Use pipeline to transform (add new features and normalize) the dataset

from sklearn.pipeline import Pipeline
from sklearn.preprocessing import StandardScaler, MinMaxScaler

num_pipeline = Pipeline([
        ('attribs_adder', CombinedAttributesAdder(remove_cols=[])),
        ('minmax_scaler', MinMaxScaler()),
    ])

X = num_pipeline.fit_transform(X)
y = y.values.ravel()

Split train and validation

from sklearn.model_selection import train_test_split
X_train, X_valid, y_train, y_valid = train_test_split(X, y, test_size=0.20, random_state=42)

Train Model B: Random Forest

from sklearn.model_selection import GridSearchCV, RandomizedSearchCV
from sklearn.ensemble import RandomForestClassifier
from sklearn.feature_selection import RFE
from sklearn.tree import DecisionTreeClassifier
from sklearn.model_selection import RepeatedStratifiedKFold
from sklearn.model_selection import cross_val_score




# Refer to
# https://scikit-learn.org/stable/modules/generated/sklearn.metrics.f1_score.html#sklearn.metrics.f1_score 
# to identify correct scoring. there are variations of f1 score

## GRADIENT SEARCH TAKING UP TOO MUCH TIME
param_grid = [{     'n_estimators':  np.arange(180, 250, 5).tolist(),
                    "max_depth":  np.arange(2, 15, 4).tolist(), 
                    "min_samples_leaf": [1,2,5,10],
                    "max_features": [5,10, 20],
                    "bootstrap": [True, False]}]
RF = RandomForestClassifier() 
rf_clf = GridSearchCV(RF, param_grid, cv=5 ,scoring='f1')

rf_clf.fit(X_train, y_train)
RandomForestClassifier(bootstrap=False, ccp_alpha=0.0, class_weight='balanced',
                       criterion='gini', max_depth=6, max_features='auto',
                       max_leaf_nodes=None, max_samples=None,
                       min_impurity_decrease=0.0, min_impurity_split=None,
                       min_samples_leaf=1, min_samples_split=2,
                       min_weight_fraction_leaf=0.0, n_estimators=230,
                       n_jobs=None, oob_score=False, random_state=42, verbose=0,
                       warm_start=False)

Pickle the model for future use

from joblib import dump, load
import pickle
from google.colab import files

import datetime
currentDT = datetime. datetime. now()
date = currentDT.strftime("%Y-%m-%d %H")


pickle.dump(rf_clf, open(f'rf_clf_{date}.joblib', 'wb'))
files.download(f'rf_clf_{date}.joblib')
from sklearn.metrics import precision_score, recall_score, f1_score, accuracy_score
from sklearn.metrics import confusion_matrix

yhat_train = rf_clf.predict(X_train)
yhat_valid= rf_clf.predict(X_valid)


tn_train, fp_train, fn_train, tp_train = confusion_matrix(y_train, yhat_train).ravel()
tn_valid, fp_valid, fn_valid, tp_valid = confusion_matrix(y_valid, yhat_valid).ravel()

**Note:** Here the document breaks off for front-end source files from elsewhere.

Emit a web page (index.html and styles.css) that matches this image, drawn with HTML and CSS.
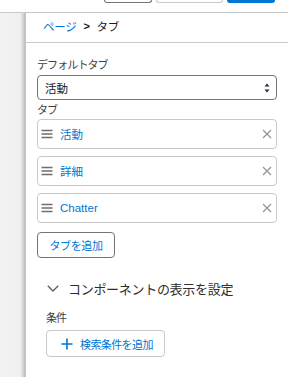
FILE: index.html
```html
<!DOCTYPE html>
<html lang="ja">
<head>
<meta charset="utf-8">
<link rel="stylesheet" href="styles.css">
</head>
<body>
<div class="topbar">
  <div class="tb-btn tb-neutral"></div>
  <div class="tb-btn tb-light"></div>
  <div class="tb-btn tb-brand"></div>
</div>
<div class="main">
  <div class="sidebar"></div>
  <div class="panel">
    <div class="crumbs">
      <span class="crumb-link">ページ</span>
      <span class="crumb-sep">&gt;</span>
      <span class="crumb-cur">タブ</span>
    </div>
    <div class="content">
      <div class="label">デフォルトタブ</div>
      <div class="select">
        <span>活動</span>
        <svg class="sel-arrows" width="6" height="10" viewBox="0 0 6 10"><path d="M3 0.5 L5.5 3.5 H0.5 Z M3 9.5 L5.5 6.5 H0.5 Z" fill="#1b2a3e"/></svg>
      </div>
      <div class="label label-tabs">タブ</div>
      <div class="tab-list">
        <div class="tab-item">
          <svg class="grip" width="12" height="10" viewBox="0 0 12 10"><path d="M0.5 1.5 H11.5 M0.5 5 H11.5 M0.5 8.5 H11.5" stroke="#706e6b" stroke-width="1.3"/></svg>
          <span class="tab-name">活動</span>
          <svg class="remove" width="10" height="10" viewBox="0 0 10 10"><path d="M1 1 L9 9 M9 1 L1 9" stroke="#939393" stroke-width="1.2"/></svg>
        </div>
        <div class="tab-item">
          <svg class="grip" width="12" height="10" viewBox="0 0 12 10"><path d="M0.5 1.5 H11.5 M0.5 5 H11.5 M0.5 8.5 H11.5" stroke="#706e6b" stroke-width="1.3"/></svg>
          <span class="tab-name">詳細</span>
          <svg class="remove" width="10" height="10" viewBox="0 0 10 10"><path d="M1 1 L9 9 M9 1 L1 9" stroke="#939393" stroke-width="1.2"/></svg>
        </div>
        <div class="tab-item">
          <svg class="grip" width="12" height="10" viewBox="0 0 12 10"><path d="M0.5 1.5 H11.5 M0.5 5 H11.5 M0.5 8.5 H11.5" stroke="#706e6b" stroke-width="1.3"/></svg>
          <span class="tab-name">Chatter</span>
          <svg class="remove" width="10" height="10" viewBox="0 0 10 10"><path d="M1 1 L9 9 M9 1 L1 9" stroke="#939393" stroke-width="1.2"/></svg>
        </div>
      </div>
      <button class="btn btn-add-tab">タブを追加</button>
      <div class="section">
        <div class="section-head">
          <svg class="chev" width="12" height="7" viewBox="0 0 12 7"><path d="M0.8 0.8 L6 6 L11.2 0.8" fill="none" stroke="#5c5c5c" stroke-width="1.3"/></svg>
          <span class="section-title">コンポーネントの表示を設定</span>
        </div>
        <div class="section-body">
          <div class="label">条件</div>
          <button class="btn btn-add-cond">
            <svg width="12" height="12" viewBox="0 0 12 12"><path d="M6 0.5 V11.5 M0.5 6 H11.5" stroke="#0176d3" stroke-width="1.6"/></svg>
            <span>検索条件を追加</span>
          </button>
        </div>
      </div>
    </div>
  </div>
</div>
</body>
</html>
```
FILE: styles.css
```css
* { box-sizing: border-box; }
html, body {
  margin: 0;
  padding: 0;
  width: 288px;
  height: 377px;
  overflow: hidden;
  background: #fff;
  font-family: "Liberation Sans", "Noto Sans CJK JP", sans-serif;
  color: #3e3e3c;
}
.topbar {
  height: 13px;
  border-bottom: 1px solid #c9c9c9;
  display: flex;
  justify-content: flex-end;
  align-items: flex-start;
  gap: 4px;
  padding-right: 13px;
}
.tb-btn {
  height: 3px;
  border: 1px solid #747474;
  border-top: none;
  border-radius: 0 0 4px 4px;
}
.tb-neutral { width: 48px; }
.tb-light { width: 67px; border-color: #c9c9c9; }
.tb-brand { width: 48px; background: #0176d3; border-color: #0176d3; }

.main {
  display: flex;
  height: 364px;
}
.sidebar {
  width: 26px;
  flex: none;
  background: linear-gradient(to right, #f3f3f3 0, #f0f0f0 20px, #d6d6d6 23px, #bdbdbd 25px, #c9c9c9 26px);
}
.panel {
  flex: 1;
  background: #fff;
}
.crumbs {
  height: 30px;
  border-bottom: 1px solid #c9c9c9;
  padding-left: 17px;
  display: flex;
  align-items: center;
  gap: 7px;
  font-size: 11.5px;
  letter-spacing: -0.3px;
  padding-bottom: 3px;
}
.crumb-link { color: #0176d3; }
.crumb-sep { color: #181818; font-weight: bold; font-size: 11px; }
.crumb-cur { color: #181818; }

.content {
  padding: 14px 11px 0 11px;
}
.label {
  font-size: 11px;
  line-height: 16px;
  letter-spacing: -0.9px;
  color: #3e3e3c;
}
.select {
  margin-top: 2px;
  height: 25px;
  border: 1px solid #747474;
  border-radius: 4px;
  display: flex;
  align-items: center;
  justify-content: space-between;
  padding: 0 6px 0 7px;
  font-size: 11.5px;
  color: #181818;
}
.label-tabs { margin-top: 2px; margin-bottom: 1px; }
.tab-list {
  display: flex;
  flex-direction: column;
  gap: 7px;
}
.tab-item {
  height: 30px;
  border: 1px solid #c9c9c9;
  border-radius: 4px;
  display: flex;
  align-items: center;
  padding: 0 4px 0 3px;
  font-size: 11.5px;
}
.grip { flex: none; }
.tab-name {
  flex: 1;
  margin-left: 7px;
  color: #0176d3;
}
.remove { flex: none; }

.btn {
  font-family: inherit;
  background: #fff;
  border-radius: 4px;
  cursor: pointer;
  display: flex;
  align-items: center;
  padding: 0;
}
.btn-add-tab {
  margin-top: 9px;
  width: 78px;
  height: 26px;
  border: 1px solid #747474;
  justify-content: center;
  font-size: 11px;
  letter-spacing: -0.4px;
  color: #0176d3;
}
.section {
  margin-top: 20px;
  padding-left: 9px;
}
.section-head {
  display: flex;
  align-items: center;
  height: 20px;
}
.chev { margin-left: 1px; flex: none; }
.section-title {
  margin-left: 9px;
  font-size: 13px;
  letter-spacing: -0.3px;
  color: #2e2e2e;
}
.section-body {
  margin-top: 12px;
}
.btn-add-cond {
  margin-top: 4px;
  width: 119px;
  height: 27px;
  border: 1px solid #c9c9c9;
  gap: 7px;
  padding-left: 14px;
  font-size: 11px;
  letter-spacing: -0.6px;
  color: #0176d3;
}
```
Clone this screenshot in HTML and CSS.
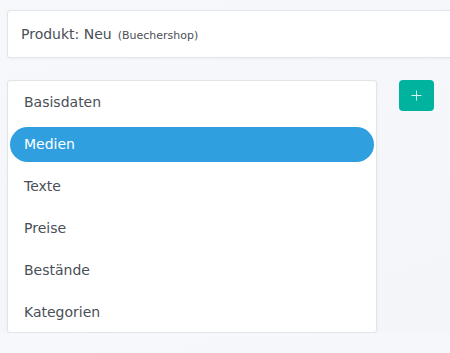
FILE: index.html
```html
<!DOCTYPE html>
<html lang="de">
<head>
    <meta charset="UTF-8">
    <meta name="viewport" content="width=device-width, initial-scale=1.0">
    <title>Produkt: Neu</title>
    <link rel="stylesheet" href="styles.css">
</head>
<body>
    <div class="page">
        <!-- Page header -->
        <div class="header-card">
            <span class="title">Produkt: Neu</span>
            <small class="shop">(Buechershop)</small>
        </div>

        <div class="content">
            <ul class="tab-nav">
                <li class="tab">Basisdaten</li>
                <li class="tab active">Medien</li>
                <li class="tab">Texte</li>
                <li class="tab">Preise</li>
                <li class="tab">Bestände</li>
                <li class="tab">Kategorien</li>
            </ul>

            <button class="add-btn" title="Hinzufügen">
                <svg width="11" height="11" viewBox="0 0 11 11">
                    <path d="M5.5 0.5v10M0.5 5.5h10" stroke="#d9f5f1" stroke-width="1" fill="none"/>
                </svg>
            </button>
        </div>
    </div>
</body>
</html>
```

FILE: styles.css
```css
/* Global Styles */
body {
    margin: 0;
    font-family: 'DejaVu Sans', Verdana, sans-serif;
    background: linear-gradient(160deg, #f6f8fb, #f3f5f9);
    color: #4a4f57;
    overflow: hidden;
}

.page {
    padding: 10px 0 0 7px;
    overflow: hidden;
}

/* header card runs off the right edge */
.header-card {
    height: 46px;
    margin-right: -4px;
    display: flex;
    align-items: center;
    gap: 6px;
    padding-left: 13px;
    background: #ffffff;
    border: 1px solid #e1e4e8;
    border-radius: 3px;
    box-shadow: 0 1px 3px rgba(0, 0, 0, 0.04);
}

.title {
    font-size: 14px;
}

.shop {
    font-size: 11px;
    padding-top: 2px;
}

.content {
    display: flex;
    align-items: flex-start;
    gap: 22px;
    margin-top: 22px;
}

/* Side navigation */
.tab-nav {
    list-style: none;
    margin: 0;
    padding: 4px 2px 2px;
    width: 364px;
    background: #ffffff;
    border: 1px solid #e1e4e8;
    border-radius: 3px;
    box-shadow: 0 1px 3px rgba(0, 0, 0, 0.04);
}

.tab {
    height: 35px;
    line-height: 35px;
    padding-left: 14px;
    margin-bottom: 7px;
    font-size: 14px;
    border-radius: 18px;
}

.tab:last-child {
    margin-bottom: 0;
}

.tab.active {
    background: #2f9fdf;
    color: #ffffff;
}

.add-btn {
    width: 35px;
    height: 31px;
    padding: 0;
    display: flex;
    align-items: center;
    justify-content: center;
    background: #00b39e;
    border: none;
    border-radius: 4px;
    cursor: pointer;
}
```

print("True Negative: ", tn_train, " | False positive: ", fp_train, 
      " | False negative: ",fn_train, " | True positive: ",tp_train)
print("Recall score: ", recall_score(y_train, yhat_train ))
print("Precision score: ", precision_score(y_train, yhat_train))

print("")

print("True Negative: ", tn_valid, " | False positive: ", fp_valid, 
      " | False negative: ",fn_valid, " | True positive: ",tp_valid)
print("Recall score: ", recall_score(y_valid, yhat_valid ))
print("Precision score: ", precision_score(y_valid, yhat_valid))
True Negative:  15894  | False positive:  9686  | False negative:  9263  | True positive:  16356
Recall score:  0.6384324134431477
Precision score:  0.6280623608017817

True Negative:  3910  | False positive:  2524  | False negative:  2344  | True positive:  4022
Recall score:  0.6317939051209551
Precision score:  0.6144210204705164
print("Train f1 Score: ", f1_score(y_train, yhat_train))
print("Validation f1 Score: ", f1_score(y_valid, yhat_valid))
Train f1 Score:  0.6332049321538492
Validation f1 Score:  0.6229863692688972

Model B.2: Random Forest with KFold

Use KFold as a variation

from sklearn.model_selection import StratifiedKFold
from sklearn.base import clone

skfolds = StratifiedKFold(n_splits=4, random_state=42)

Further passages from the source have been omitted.